The New York Jets recently added wide receiver Braylon Edwards in an attempt to bolster what many view as the worst group of receivers in the NFL. While this signing may be a step in the right direction for the team’s weak receiving corps, it is not the answer to their problems.
Edwards is a shell of the player he once was, totaling just 33 receptions for 380 yards and one touchdown over the last two seasons. He may have a good relationship with Mark Sanchez, but that relationship won’t get Edwards open down the field. With the exception of stellar slot receiver Jeremy Kerley, New York has assembled a group of receivers that is very raw, mixing in a couple veterans who are far bigger names than talents.
If the Jets are serious about giving their quarterbacks some help, they need to go after former New England Patriots receiver Brandon Lloyd. The 32-year-old Lloyd has been far more productive than Edwards over the last two years, posting 125 catches for 1,594 yards and nine TDs in that time frame.
Lloyd offers the type of reliable vertical threat that the Jets have noticeably lacked in recent years. He has speed to burn and is very effective on deep balls, meaning he would add an element of explosiveness to the offense that the team desperately needs. He has reliable hands and is a very good route runner, qualities that presumed starters Edwards and Stephen Hill lack. With Santonio Holmes‘ return date still very much in question, the Jets need to add another solid target to the passing game.

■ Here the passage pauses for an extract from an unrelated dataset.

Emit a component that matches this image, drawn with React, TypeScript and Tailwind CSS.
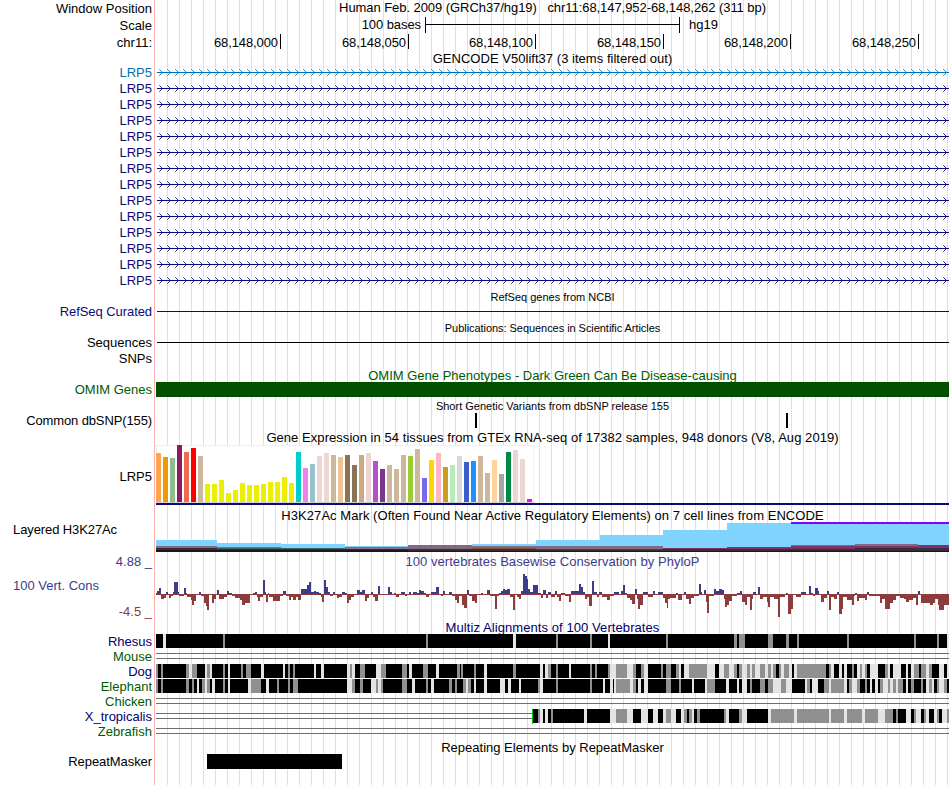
import React from "react";
import clsx from "clsx";

// every plot uses image coordinates: the data area runs from x=156 to x=949
const X0 = 156;
const X1 = 949;
const WIDTH = X1 - X0;

const BLUE = "#3c3c8c";
const RED = "#8c3c3c";

const positions = [
  { label: "68,148,000", cell: "w-[125px]" },
  { label: "68,148,050", cell: "w-[128px]" },
  { label: "68,148,100", cell: "w-[127px]" },
  { label: "68,148,150", cell: "w-[128px]" },
  { label: "68,148,200", cell: "w-[127px]" },
  { label: "68,148,250", cell: "w-[128px]" },
];

// [height, color] per tissue
const TAN = "#cdb79e";
const gtex: [number, string][] = [
  [49, "#ffa54f"], [45, "#ee9a00"], [44, "#8fbc8f"], [57, "#8b1c62"], [50, "#ee6a50"], [54, "#ff0000"],
  [46, TAN], [18, "#eeee00"], [18, "#eeee00"], [22, "#eeee00"], [9, "#eeee00"], [12, "#eeee00"],
  [19, "#eeee00"], [17, "#eeee00"], [17, "#eeee00"], [18, "#eeee00"], [20, "#eeee00"], [20, "#eeee00"],
  [25, "#eeee00"], [19, "#eeee00"], [50, "#00cdcd"], [34, "#ee82ee"], [38, "#9ac0cd"], [46, "#eed5d2"],
  [49, "#eed5d2"], [47, TAN], [45, "#eec591"], [47, "#8b7355"], [37, "#8b7355"], [47, "#cdaa7d"],
  [49, "#eed5d2"], [41, "#b452cd"], [33, "#7a378b"], [37, TAN], [33, TAN], [47, TAN],
  [46, "#9acd32"], [53, TAN], [24, "#7a67ee"], [42, "#ffd700"], [49, "#ffb6c1"], [35, "#cd9b1d"],
  [37, "#b4eeb4"], [46, "#d9d9d9"], [40, "#3a5fcd"], [41, "#1e90ff"], [46, TAN], [29, TAN],
  [42, "#ffd39b"], [28, "#a6a6a6"], [50, "#008b45"], [52, "#eed5d2"], [43, "#eed5d2"], [3, "#ff00ff"],
];

// layered histogram: x start, x end, then [top, color] bands from back to front
const h3k27: [number, number, [number, string][]][] = [
  [156, 217, [[18, "#80d2ff"], [24, "#806b82"], [26, "#382c30"], [28, "#1e1420"]]],
  [217, 281, [[21, "#80d2ff"], [25, "#806b82"], [26, "#406464"], [27, "#382c30"], [28, "#1e1420"]]],
  [281, 345, [[22, "#80d2ff"], [26, "#406464"], [27, "#382c30"], [28, "#1e1420"]]],
  [345, 408, [[24, "#80d2ff"], [25, "#806b82"], [27, "#382c30"], [28, "#1e1420"]]],
  [408, 472, [[23, "#806b82"], [27, "#382c30"], [29, "#1e1420"]]],
  [472, 536, [[22, "#80d2ff"], [24, "#806b82"], [26, "#80503c"], [27, "#382c30"], [29, "#1e1420"]]],
  [536, 600, [[18, "#80d2ff"], [24, "#806b82"], [27, "#782c30"], [28, "#382c30"], [29, "#1e1420"]]],
  [600, 663, [[13, "#80d2ff"], [24, "#806b82"], [27, "#782c30"], [28, "#382c30"], [29, "#1e1420"]]],
  [663, 727, [[8, "#80d2ff"], [26, "#803264"], [27, "#382c30"], [29, "#1e1420"]]],
  [727, 791, [[1, "#80d2ff"], [25, "#803264"], [27, "#382c30"], [29, "#1e1420"]]],
  [791, 855, [[0, "#8000ff"], [2, "#80d2ff"], [23, "#806b82"], [24, "#803264"], [27, "#382c30"], [29, "#1e1420"]]],
  [855, 918, [[0, "#8000ff"], [2, "#80d2ff"], [22, "#806b82"], [24, "#803264"], [26, "#382c40"], [28, "#382c30"], [29, "#1e1420"]]],
  [918, 949, [[0, "#8000ff"], [2, "#80d2ff"], [23, "#803264"], [26, "#382c50"], [28, "#382c30"], [29, "#1e1420"]]],
];

// "x:score" steps, each one lasts until the next x
const phyloP = `
156:1 157:3 159:6 161:-5 164:-4 166:2 168:-1 169:-4 171:-2 173:2 174:12 178:2 179:-2 184:6 186:1 187:-3 191:-6
192:-11 194:-7 196:-1 199:2 201:-2 204:-9 206:-12 207:-16 209:-1 212:-9 214:-5 216:-1 217:4 219:-5 224:-3 227:3
229:1 232:-2 235:-4 240:-6 242:-11 245:-9 250:-1 253:1 255:2 257:-3 258:-7 260:-3 263:14 265:2 266:-8 268:1 269:-3
273:-7 280:-2 283:3 286:-2 289:-6 291:-3 293:-6 296:-3 298:-6 301:5 307:9 309:12 311:2 314:3 316:2
319:1 321:-3 322:-8 324:14 326:7 328:2 330:-2 333:2 335:-1 337:-4 339:-3 342:2 345:1 347:-9 349:-6 351:-3 354:-1
357:4 360:2 362:4 365:-7 367:-4 369:-1 371:2 373:-3 375:-7 378:8 380:-1 388:7 390:2 392:-1 394:1 396:-3 399:-1
401:2 405:-2 407:-1 409:2 411:-1 413:2 417:1 419:4 421:3 424:1 426:-3 429:-1 431:2 436:7 439:-1 441:-2 443:3
445:-1 449:2 452:-2 455:-6 457:-9 459:-2 462:-11 464:-14 467:4 469:-2 472:-7 475:-9 477:-1 481:1 483:-1 487:4
490:-2 495:-15 497:-2 499:1 501:3 503:5 505:4 507:5 510:-3 513:-16 515:-1 517:-3 519:-5 521:3 523:20 525:18
527:15 528:5 530:2 533:9 538:1 541:-4 543:4 546:-4 548:2 551:-3 555:3 557:-3 559:-7 561:1 565:-2 569:-8 571:3
575:3 579:10 581:7 583:2 585:-5 587:-3 589:-12 592:13 594:2 597:-3 599:2 602:-3 607:-6 610:-2 614:2 619:-1 621:3
623:9 625:1 627:-4 630:-6 632:-10 635:5 637:-5 638:-15 640:-11 643:2 648:-3 653:3 655:-1 658:2 663:-4 665:-9
667:-14 668:-5 670:-4 676:1 678:-6 682:-1 684:2 686:-5 689:-10 691:-4 694:-2 699:10 701:2 702:-1 704:4 706:-8
707:-19 709:-2 714:5 716:3 719:5 722:4 724:-5 725:-13 727:-11 729:-7 732:-2 737:1 740:3 742:-8 745:-11 747:-3
750:-16 752:-5 753:2 756:-1 758:7 760:-5 763:-3 767:-8 768:-13 770:-3 774:-5 778:-23 780:-3 785:-1 786:1 788:-20
791:-15 793:-1 796:-3 801:2 806:-1 809:8 811:1 813:-2 815:6 818:3 819:-1 821:-8 824:-4 827:3 829:-16 831:-3
834:-5 837:2 839:-20 842:-15 843:-3 847:-6 852:-11 854:-2 855:1 857:-7 859:-4 865:-6 867:2 869:-2 880:-9 882:-5
885:-15 890:-9 893:-6 896:-2 900:-4 904:-5 906:-8 909:-6 913:-4 916:-11 918:3 920:-1 921:-9 930:-11 933:-9
935:-5 938:-11 939:-16 944:-11 949:0`;

// alignment quality: k = black, g = gray, w = light, followed by the x where it starts
const alignments: Record<string, string> = {
  Rhesus: `k156 w163 k166 g223 k225 g426 k428 w513 k516 g556 k558 g590 k592 w608 k610 g666 k668 g734 k737 g739 k745
    g768 k773 g786 k789 g797 k799 g847 k849 g914 k916 g937 k939 w947`,
  Dog: `g156 k158 g161 k163 g186 w189 g192 k197 w205 g207 w210 k212 g223 k225 w228 k230 g241 k243 g246 k251 w261
    k264 w283 k285 g288 k290 g293 k295 w314 k316 w321 k324 w347 g350 w352 k355 g360 k365 w376 g381 k386 g402 k407
    w409 k412 g423 k428 w436 k439 g457 k460 g461 k463 g474 k476 w484 k487 g513 k516 w540 k543 w545 g548 k551 g556
    k558 w569 k571 g590 k592 g595 k597 g608 w610 g616 w627 g633 k636 g641 w644 k648 g661 k663 g666 k671 g676 w679
    k681 w684 g689 w707 k715 w719 g724 w729 g734 k737 g739 w742 g747 w750 g752 w755 g760 w765 g768 w771 g773 k776
    g779 w781 g784 w789 k792 w794 g797 k826 g829 w831 k834 w839 k842 w844 k847 g852 k854 w857 g860 w862 g865 k867
    w870 k878 g885 w888 k890 w893 k901 w906 k908 w911 g914 k919 g921 w926 g929 k932 w939 k944 w947`,
  Elephant: `g156 k158 g161 k163 g186 k189 g192 k194 w197 k199 g202 w205 g207 k210 w212 k215 g223 k225 w228 k230
    w248 g251 k261 w266 k269 g277 k279 g288 k290 g293 k298 w347 g352 k355 g360 k363 w371 g376 w378 g381 k383 g402
    k407 w412 k415 g426 k428 w431 k434 g449 k452 g455 k457 g463 w466 g468 k471 w474 k476 w484 k487 w500 k505 w508
    k511 w519 k521 g538 w540 k543 g556 k558 g590 k592 w603 k605 w610 k613 w614 g616 w630 g633 k636 w638 k641 w644
    k648 g666 k671 g679 k681 w692 k694 w705 g707 k715 w726 k729 w737 k739 w742 k747 g750 k752 g760 k765 g768 w773
    g781 w786 k792 w805 g807 k810 w812 k818 g824 w829 g831 w844 k847 g849 w852 g857 k860 g865 k867 w870 k872 w875
    k878 g880 w883 g888 w890 g893 w896 g898 k903 w906 k908 g911 k914 g921 k923 w926 g929 w932 k934 g937 w939 g944 k947`,
  X_tropicalis: `k533 g538 w540 k543 w545 k548 g551 k553 w584 k587 w610 g616 w627 k633 w641 k648 w653 k658 w663 g666
    w671 k676 w681 g684 k687 g689 w692 k694 g697 k700 g724 w726 k729 g739 w742 k747 w768 g771 w794 g797 w829 g831
    w844 g847 w862 g865 w878 g885 k893 g896 k898 w906 k911 g914 w916 k921 g924 w926 k929 w934 g937 k939 w942 g947`,
};

const shades: Record<string, string> = { k: "#000000", g: "#909090", w: "#e4e4e4" };

const Plot = ({ height, children }: { height: number; children: React.ReactNode }) => (
  <svg width={WIDTH} height={height} viewBox={`${X0} 0 ${WIDTH} ${height}`} shapeRendering="crispEdges" className="block">
    {children}
  </svg>
);

const Row = ({ label, className, labelClass, children }: {
  label?: React.ReactNode;
  className: string;
  labelClass?: string;
  children?: React.ReactNode;
}) => (
  <div className={clsx("flex", className)}>
    <div className={clsx("w-[156px] shrink-0 whitespace-pre pr-1 text-right", labelClass)}>{label}</div>
    <div className="w-[793px] shrink-0">{children}</div>
  </div>
);

const Title = ({ className, children }: { className?: string; children: React.ReactNode }) => (
  <div className={clsx("whitespace-pre text-center", className)}>{children}</div>
);

const Gene = ({ color }: { color: string }) => {
  let heads = "";
  let tails = "";
  for (let x = 159; x < X1 - 3; x += 8) {
    heads += `M${x + 1} 6h1v1h-1zM${x + 2} 7h1v1h-1zM${x + 3} 8h1v1h-1zM${x + 2} 9h1v1h-1zM${x + 1} 10h1v1h-1z`;
    tails += `M${x} 5h1v1h-1zM${x} 11h1v1h-1z`;
  }
  return (
    <Plot height={16}>
      <rect x={157} y={8} width={792} height={1} fill={color} />
      <path d={heads} fill={color} fillOpacity={0.85} />
      <path d={tails} fill={color} fillOpacity={0.6} />
    </Plot>
  );
};

const Conservation = () => {
  const steps = phyloP.trim().split(/\s+/).map((s) => s.split(":").map(Number));
  return (
    <Plot height={50}>
      {steps.slice(0, -1).map(([x, v], i) => (
        <rect key={x} x={x} y={v > 0 ? 24 - v : 24} width={steps[i + 1][0] - x} height={Math.abs(v)} fill={v > 0 ? BLUE : RED} />
      ))}
      <rect x={156} y={24} width={793} height={1} fill={RED} />
    </Plot>
  );
};

const Alignment = ({ species }: { species: string }) => {
  const runs = (alignments[species] || "").split(/\s+/).filter(Boolean);
  return (
    <Plot height={15}>
      {(!runs.length || species === "X_tropicalis") && (
        <path d={`M156 4.5H${runs.length ? 532 : 949}M156 9.5H${runs.length ? 532 : 949}`} stroke="#6e6e6e" />
      )}
      {runs.map((run, i) => {
        const x = Number(run.slice(1));
        const end = i + 1 < runs.length ? Number(runs[i + 1].slice(1)) : X1;
        return <rect key={x} x={x} y={0} width={end - x} height={14} fill={shades[run[0]]} />;
      })}
      {species === "X_tropicalis" && <rect x={532} y={0} width={1} height={15} fill="#00c800" />}
    </Plot>
  );
};

const species = [
  { name: "Rhesus", color: "text-[#00006e]" },
  { name: "Mouse", color: "text-[#005a00]" },
  { name: "Dog", color: "text-[#00006e]" },
  { name: "Elephant", color: "text-[#005a00]" },
  { name: "Chicken", color: "text-[#005a00]" },
  { name: "X_tropicalis", color: "text-[#00006e]" },
  { name: "Zebrafish", color: "text-[#005a00]" },
];

export default function App() {
  return (
    <div className="h-[785px] w-[950px] overflow-hidden bg-white font-['Liberation_Sans',Arial,sans-serif] text-[13px] text-black">
      <div className="flex h-full bg-[linear-gradient(#ffb4b4,#ffb4b4)] bg-[length:1px_100%] bg-[position:154px_0] bg-no-repeat">
        <div className="h-full w-[156px] shrink-0" />
        <div className="h-full w-[793px] bg-[repeating-linear-gradient(to_right,transparent_0_11px,#dcdcff_11px_12px)]" />
      </div>
      <div className="relative -mt-[785px]">
        <Row label="Window Position" className="h-[17px] leading-[17px]">
          <Title className="leading-[16px] tracking-[-0.06px]">{"Human Feb. 2009 (GRCh37/hg19)   chr11:68,147,952-68,148,262 (311 bp)"}</Title>
        </Row>
        <Row label="Scale" className="h-[17px] leading-[17px]">
          <div className="flex">
            <div className="w-[269px] pr-1 text-right leading-[16px] tracking-[-0.08px]">100 bases</div>
            <svg width="255" height="17" shapeRendering="crispEdges">
              <path d="M0.5 0V16M0 7.5H255M254.5 0V16" stroke="#000" />
            </svg>
            <div className="pl-[9px] leading-[16px]">hg19</div>
          </div>
        </Row>
        <Row label="chr11:" className="h-4 leading-[18px]">
          <div className="flex">
            {positions.map(({ label, cell }) => (
              <div key={label} className={clsx("h-[15px] border-r border-black pr-[2px] text-right tracking-[-0.1px]", cell)}>{label}</div>
            ))}
          </div>
        </Row>
        <Row className="h-3.5 leading-[18px]">
          <Title className="tracking-[0.03px]">GENCODE V50lift37 (3 items filtered out)</Title>
        </Row>
        {Array.from({ length: 14 }, (_, i) => (
          <Row key={i} label="LRP5" className="h-4 leading-[17px]" labelClass={i ? "text-[#0c0c78]" : "text-[#0072b2]"}>
            <Gene color={i ? "#0c0c78" : "#0072b2"} />
          </Row>
        ))}
        <Row className="h-[15px] text-[11px] leading-[19px]">
          <Title>RefSeq genes from NCBI</Title>
        </Row>
        <Row label="RefSeq Curated" className="h-4 leading-[17px]" labelClass="text-[#0c0c78] tracking-[-0.07px]">
          <Plot height={16}><rect x={157} y={8} width={792} height={1} fill="#0c0c78" /></Plot>
        </Row>
        <Row className="h-[15px] text-[11px] leading-[19px]">
          <Title className="tracking-[-0.05px]">Publications: Sequences in Scientific Articles</Title>
        </Row>
        <Row label="Sequences" className="h-4 leading-[17px]">
          <Plot height={16}><rect x={157} y={8} width={792} height={1} fill="#000" /></Plot>
        </Row>
        <Row label="SNPs" className="h-4 leading-[17px]" />
        <Row className="h-4 leading-[19px] text-[#005a00]">
          <Title>OMIM Gene Phenotypes - Dark Green Can Be Disease-causing</Title>
        </Row>
        <Row label="OMIM Genes" className="h-[15px] leading-[15px]" labelClass="text-[#005a00]">
          <div className="h-[15px] bg-[#005000]" />
        </Row>
        <Row className="h-4 text-[11px] leading-[19px]">
          <Title>Short Genetic Variants from dbSNP release 155</Title>
        </Row>
        <Row label="Common dbSNP(155)" className="h-4 leading-4" labelClass="tracking-[-0.12px]">
          <Plot height={15}>
            <rect x={475} y={0} width={2} height={15} fill="#000" />
            <rect x={786} y={0} width={2} height={15} fill="#000" />
          </Plot>
        </Row>
        <Row className="h-4 leading-[17px]">
          <Title className="tracking-[0.055px]">Gene Expression in 54 tissues from GTEx RNA-seq of 17382 samples, 948 donors (V8, Aug 2019)</Title>
        </Row>
        <Row label="LRP5" className="h-[61px] leading-[63px]">
          <Plot height={61}>
            <rect x={156.5} y={0.5} width={377} height={57} fill="#fff" stroke="#f0f0f0" />
            {gtex.map(([h, fill], i) => (
              <rect key={i} x={156 + i * 7} y={57 - h} width={5} height={h} fill={fill} />
            ))}
            <rect x={156} y={57} width={378} height={1} fill="#d2d2d2" />
            <rect x={156} y={58} width={793} height={2} fill="#0c0c78" />
          </Plot>
        </Row>
        <Row className="h-4 leading-[19px]">
          <Title className="tracking-[0.055px]">H3K27Ac Mark (Often Found Near Active Regulatory Elements) on 7 cell lines from ENCODE</Title>
        </Row>
        <Row
          label={<div className="pl-[13px] text-left tracking-[-0.1px]">Layered H3K27Ac</div>}
          className="h-[30px] leading-4"
        >
          <Plot height={30}>
            {h3k27.map(([start, end, bands]) =>
              bands.map(([top, fill]) => (
                <rect key={`${start}-${top}`} x={start} y={top} width={end - start} height={30 - top} fill={fill} />
              ))
            )}
          </Plot>
        </Row>
        <Row label="4.88 _" className="h-[18px] leading-[20px] text-[#3c3c8c]">
          <Title className="tracking-[0.04px]">100 vertebrates Basewise Conservation by PhyloP</Title>
        </Row>
        <Row
          className="h-[50px] leading-[16px]"
          label={
            <div className="flex h-full flex-col justify-between pt-2">
              <div className="pl-[13px] text-left text-[#3c3c8c]">100 Vert. Cons</div>
              <div className="text-[#8c3c3c]">-4.5 _</div>
            </div>
          }
        >
          <Conservation />
        </Row>
        <Row className="h-3.5 leading-[16px] text-[#00006e]">
          <Title className="tracking-[0.08px]">Multiz Alignments of 100 Vertebrates</Title>
        </Row>
        {species.map(({ name, color }) => (
          <Row key={name} label={name} className="h-[15px] leading-[15px]" labelClass={color}>
            <Alignment species={name} />
          </Row>
        ))}
        <Row className="h-[15px] leading-[17px]">
          <Title>Repeating Elements by RepeatMasker</Title>
        </Row>
        <Row label="RepeatMasker" className="h-[15px] leading-[15px]" labelClass="tracking-[-0.07px]">
          <Plot height={15}><rect x={207} y={0} width={135} height={15} fill="#000" /></Plot>
        </Row>
      </div>
    </div>
  );
}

New offensive coordinator Marty Mornhinweg runs a West Coast offense that relies heavily on precision and timing. Again, Lloyd is a far better fit for this system than players like Edwards and Hill, who prefer to use their size and athleticism to create separation. Whether Sanchez or rookie Geno Smith is under center is irrelevant if the receivers are not where they need to be and consistently making catches in traffic. Lloyd has proven numerous times in the past that he can thrive in this role.
If we’re being honest, there isn’t much the Jets can do to salvage their passing game for this season, barring Smith shockingly having the same level of success as last season’s rookie quarterbacks. However, signing Lloyd would go a very long way towards making the passing attack respectable, and he would take an enormous amount of pressure off of whichever QB ends up under center.
The Jets still have a little bit of salary cap space to play with, and Lloyd may have lost hope of signing with a contender. An incentive-laden one-year contract could be a perfect agreement for the two sides, and it would go a long way towards proving the Jets are serious about fixing their woeful offensive unit.